In July the government approved legislation that will allow offshore wind parks to be set up along the nation’s vast coastline in an effort to boost the use of renewable energy sources. While more expensive than land-based wind farms, offshore wind parks can take advantage of stronger, steadier coastal breezes.

Spain, which along with Germany and Denmark, is among the three biggest producers of wind power in the 27-nation European Union, is aiming to triple the amount of energy it derives from renewable sources by 2020.

6 thoughts on “New Record: Wind Powers 40% Of Spain”

  1. Baloney.

    Since most power produced is lost to transmission, saying that wind production equaled 40% of consumption is comparing apples to oranges.

    What percentage of power production was the wind for that brief time frame in the middle of the night, 15%? Did wind constitute as much at 10% of production from Friday to Sunday?

  2. How many battery/plugin cars could have had a free charge that night, and more! We need a means of buffering and ballasting the intermittent nature of these power sources. Plug-in cars and trucks make sense, computers can give us an average so we know how many we need! How about dams with heads of water? Now, we talk of adding urine to electrolytes to recover huge amounts of storable fuel grade hydrogen from smaller amounts of electricity, another power storage scheme, but until we really feel the absence of the ever- convenient petroleum and its wonderful assurance of instant heat and power over the last century we will remain stand-offish about alternative power systems and investment in them.

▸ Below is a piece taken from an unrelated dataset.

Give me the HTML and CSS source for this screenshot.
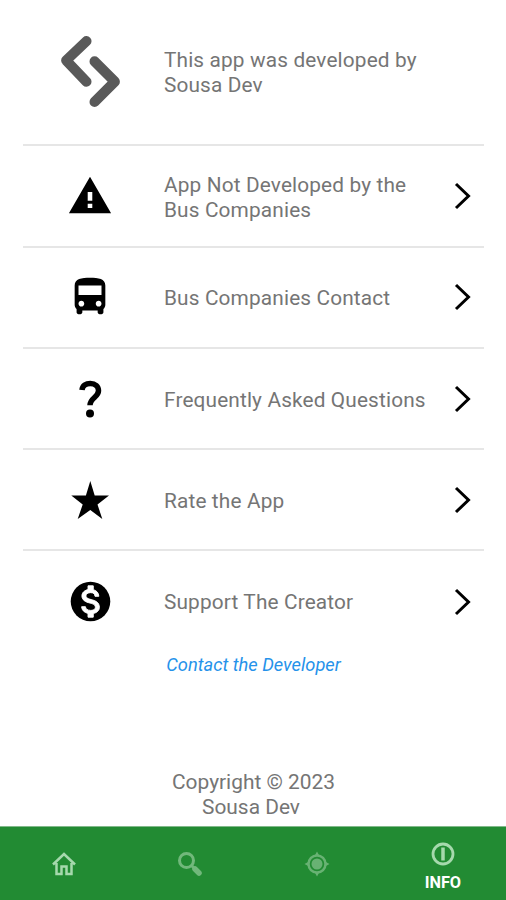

  3. Some at treehugger.com brought up this same question and I went ahead and did the math. Someone commented that the amount of energy taken by wind turbines would be so small – “like piss in the ocean”. Here what I found:

    TOTAL EARTH ENERGY ABSORPTION FROM SUN:
    173,000,000 gigawatts

    TOTAL WIND (120) and SOLAR (5) GENERATION:
    125 gigawatts

    So….we’re taking out about 1/millionth of the energy out, which is way more than I expected and would be really big piss in the ocean. If we increased power generation 1000 fold over the next century, we would be harvesting 1/1000 of the total energy the earth gets from the sun. Below are the sites where I got the information.
    —John

    http://www.indiana.edu/~geol105/1425chap4.htm
    http://earthtrends.wri.org/updates/node/277
    http://www.taipeitradeshows.com.tw/presscenter/news_view.shtml?docno=2278

  4. Truly wonderful Spanish achievement. US President and his government could be deeply ashamed.
    I think, that the capacity of renewable energy sources is far to huge, that we could destroy the energy balance and flow in nature, as we had managed to achieve with chemical and other waste extensive pollution.

  5. I think that’s incredible…it doesn’t have to be 40% all the time for it to be a huge victory for the viability of wind power. I’ve always been intrigued about the implications of taking energy out of nature (in this case the wind) and putting it into the grid, you know, “energy cannot be created or destroyed…only change forms” so is there potential for impacting the tides or anything for lack of energy in the wind or is the scale nowhere near having that impact? Just curious.